A.I. will never replace the heart of a journalist

by By Mark Hoskins-Enterprise Publisher

When I first heard the term “artificial intelligence,” my thoughts immediately turned to The Terminator. I pictured a cold, calculated machine taking over the world, reducing humanity to a footnote in its data stream. 
It’s a dramatic image, sure—but one that stuck with me. Fast forward to today, and I find myself working in a profession where AI is no longer science fiction. It’s here, integrated into the day-to-day operations of newspapers across the globe.
In our industry, AI has become a surprisingly helpful assistant. It transcribes interviews in minutes, flags grammatical errors, suggests stronger headlines, and even helps sort through data for investigative pieces. For routine tasks like formatting press releases or compiling box scores, AI can save valuable time. 
It also helps us track reader engagement—showing which stories are being read, when they’re read, and even how long someone lingers on a paragraph. In a profession where time and staffing are increasingly limited, tools like this can make a real difference.
But let’s be clear—AI is a tool, not a storyteller.
A machine can rearrange sentences and correct punctuation, but it can’t feel the tension in a courtroom when a verdict is read. It won’t understand the emotions behind a family’s grief after a tragic loss or the pride of a community rallying behind a hometown hero. Those are the things that give stories their soul, and no algorithm can replicate that. It takes a human to walk into those moments, to ask sensitive questions, and to capture the heartbeat of real life.
Photography is no different. AI might help enhance an image or sort through thousands of photos, but it can’t sense when to click the shutter during a meaningful embrace, or decide when to lower the camera out of respect. 
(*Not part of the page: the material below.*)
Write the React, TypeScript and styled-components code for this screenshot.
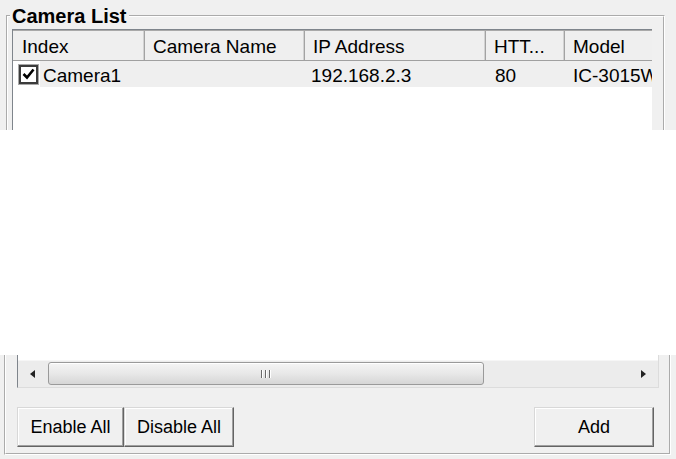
import React from 'react';
import styled, { createGlobalStyle } from 'styled-components';

const GlobalStyle = createGlobalStyle`
  html, body {
    margin: 0;
    padding: 0;
    background: #f0f0f0;
  }
  body {
    font-family: "Liberation Sans", Arial, sans-serif;
    color: #000;
  }
`;

const Screen = styled.div`
  width: 676px;
  height: 459px;
  display: flex;
  flex-direction: column;
  overflow: hidden;
  background: #f0f0f0;
`;

// upper slice of the dialog (title + header + first row)
const TopSlice = styled.div`
  height: 130px;
  flex: none;
  overflow: hidden;
  display: flex;
  align-items: flex-start;
  padding: 5px 0 0 6px;
  box-sizing: border-box;
`;

const GroupTop = styled.fieldset`
  margin: 0;
  width: 659px;
  min-width: 0;
  height: 220px;
  flex: none;
  box-sizing: border-box;
  border: 2px groove #ffffff;
  border-bottom: none;
  padding: 2px 11px 0 4px;
`;

const Legend = styled.legend`
  margin-left: -2px;
  padding: 0 2px;
  font-size: 20px;
  font-weight: bold;
  line-height: 22px;
`;

const ListTop = styled.div`
  height: 200px;
  background: #fff;
  border-top: 1px solid #7f858c;
  border-left: 1px solid #7f858c;
  overflow: hidden;
`;

const columns = '132px 160px 181px 79px 1fr';

const HeaderRow = styled.div`
  display: grid;
  grid-template-columns: ${columns};
  height: 31px;
  box-sizing: border-box;
  background: #efefef;
  border-top: 1px solid #a9a9a9;
  border-bottom: 1px solid #a0a0a0;
`;

const HeaderCell = styled.div<{ $last?: boolean }>`
  padding: 5px 0 0 8px;
  font-size: 19px;
  line-height: 22px;
  white-space: nowrap;
  overflow: hidden;
  border-right: ${(p) => (p.$last ? 'none' : '1px solid #a3a3a3')};
  box-shadow: ${(p) => (p.$last ? 'none' : 'inset -1px 0 0 #d2d2d2')};
  &:first-child {
    padding-left: 9px;
  }
`;

const Row = styled.div`
  display: grid;
  grid-template-columns: ${columns};
  height: 26px;
  background: #efefef;
`;

const IndexCell = styled.div`
  display: flex;
  align-items: stretch;
`;

const CheckSlot = styled.div`
  width: 27px;
  flex: none;
  background: #fff;
  display: flex;
  align-items: center;
  padding-left: 6px;
  box-sizing: border-box;
`;

const CheckBox = styled.span`
  width: 19px;
  height: 19px;
  box-sizing: border-box;
  border: 2px solid #3c3c3c;
  outline: 1px solid #a8a8a8;
  background: #fff;
  display: flex;
  align-items: center;
  justify-content: center;
`;

const Cell = styled.div<{ $pad?: number }>`
  padding: 3px 0 0 ${(p) => p.$pad ?? 8}px;
  font-size: 19px;
  line-height: 23px;
  white-space: nowrap;
  overflow: hidden;
`;

// empty band in the middle of the capture
const Blank = styled.div`
  height: 225px;
  flex: none;
  background: #fff;
`;

// lower slice of the dialog (scroll bar + buttons)
const BottomSlice = styled.div`
  height: 104px;
  flex: none;
  display: flex;
  padding: 0 5px 4px 4px;
  box-sizing: border-box;
`;

const GroupBottom = styled.div`
  flex: 1;
  display: flex;
  flex-direction: column;
  border: 2px groove #ffffff;
  border-top: none;
  padding: 0 10px 6px 11px;
`;

const ListBottom = styled.div`
  padding-top: 5px;
  background: #fff;
  border-left: 1px solid #7f858c;
  border-right: 1px solid #dcdcdc;
  border-bottom: 1px solid #dcdcdc;
`;

const ScrollBar = styled.div`
  height: 27px;
  display: flex;
  background: #ececec;
  box-shadow: inset 0 1px 0 #f6f6f6;
`;

const ArrowBtn = styled.div`
  width: 29px;
  flex: none;
  display: flex;
  align-items: center;
  justify-content: center;
`;

const Track = styled.div`
  flex: 1;
  display: flex;
  align-items: center;
  padding-left: 1px;
`;

const Thumb = styled.div`
  width: 436px;
  height: 23px;
  box-sizing: border-box;
  border: 1px solid #9a9a9a;
  border-radius: 3px;
  background: linear-gradient(#f5f5f5 0%, #e8e8e8 50%, #d6d6d6 100%);
  box-shadow: inset 0 1px 0 #fff;
  display: flex;
  align-items: center;
  justify-content: center;
`;

const ButtonRow = styled.div`
  margin-top: 19px;
  display: flex;
  justify-content: space-between;
  padding-right: 5px;
`;

const ButtonGroup = styled.div`
  display: flex;
`;

const Btn = styled.button<{ $w: number }>`
  width: ${(p) => p.$w}px;
  height: 40px;
  margin: 0;
  padding: 0;
  box-sizing: border-box;
  font-family: "Liberation Sans", Arial, sans-serif;
  font-size: 18px;
  color: #000;
  background: #f0f0f0;
  border: 1px solid;
  border-color: #d8d8d8 #646464 #646464 #d8d8d8;
  box-shadow: inset -1px -1px 0 #a0a0a0, inset 1px 1px 0 #fff;
`;

const Check = () => (
  <svg width="13" height="12" viewBox="0 0 13 12">
    <path d="M1.5 6 L5 9.5 L11.5 1.5" fill="none" stroke="#000" strokeWidth="2.6" />
  </svg>
);

const Arrow = ({ dir }: { dir: 'left' | 'right' }) => (
  <svg width="5" height="8" viewBox="0 0 5 8">
    <path d={dir === 'left' ? 'M5 0 L0 4 L5 8 Z' : 'M0 0 L5 4 L0 8 Z'} fill="#222" />
  </svg>
);

const Grip = () => (
  <svg width="12" height="8" viewBox="0 0 12 8">
    {[1, 5, 9].map((x) => (
      <g key={x}>
        <rect x={x} y="0" width="1" height="8" fill="#6a6a6a" />
        <rect x={x + 1} y="0" width="1" height="8" fill="#fff" />
      </g>
    ))}
  </svg>
);

const headers = ['Index', 'Camera Name', 'IP Address', 'HTT...', 'Model'];

const cameras = [{ name: 'Camera1', cameraName: '', ip: '192.168.2.3', port: '80', model: 'IC-3015W' }];

export default function App() {
  return (
    <Screen>
      <GlobalStyle />
      <TopSlice>
        <GroupTop>
          <Legend>Camera List</Legend>
          <ListTop>
            <HeaderRow>
              {headers.map((h, i) => (
                <HeaderCell key={h} $last={i === headers.length - 1}>
                  {h}
                </HeaderCell>
              ))}
            </HeaderRow>
            {cameras.map((c) => (
              <Row key={c.name}>
                <IndexCell>
                  <CheckSlot>
                    <CheckBox>
                      <Check />
                    </CheckBox>
                  </CheckSlot>
                  <Cell $pad={3}>{c.name}</Cell>
                </IndexCell>
                <Cell>{c.cameraName}</Cell>
                <Cell $pad={6}>{c.ip}</Cell>
                <Cell $pad={9}>{c.port}</Cell>
                <Cell>{c.model}</Cell>
              </Row>
            ))}
          </ListTop>
        </GroupTop>
      </TopSlice>
      <Blank />
      <BottomSlice>
        <GroupBottom>
          <ListBottom>
            <ScrollBar>
              <ArrowBtn>
                <Arrow dir="left" />
              </ArrowBtn>
              <Track>
                <Thumb>
                  <Grip />
                </Thumb>
              </Track>
              <ArrowBtn>
                <Arrow dir="right" />
              </ArrowBtn>
            </ScrollBar>
          </ListBottom>
          <ButtonRow>
            <ButtonGroup>
              <Btn $w={107}>Enable All</Btn>
              <Btn $w={110}>Disable All</Btn>
            </ButtonGroup>
            <Btn $w={120}>Add</Btn>
          </ButtonRow>
        </GroupBottom>
      </BottomSlice>
    </Screen>
  );
}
Those decisions are made by people with empathy—by photographers who understand that some moments are more powerful felt than seen.
At its best, journalism is about connection. It’s about listening, observing, and translating life into words and images that resonate. No matter how advanced AI becomes, it will never replace the compassion, instinct, and lived experience that a human brings to the story.
Still, I’m not anti-AI. I believe it has a role in modern journalism—one of support, not substitution. It can help us work faster and smarter, but it will never replace the trust we build with our sources, the judgment we use in editing sensitive material, or the courage it sometimes takes to ask the uncomfortable questions.
The stories that matter—the ones that touch hearts, inform minds, and bring communities together—will always require a human touch. AI may be able to assist us, but it will never feel for us. And in journalism, feeling is everything.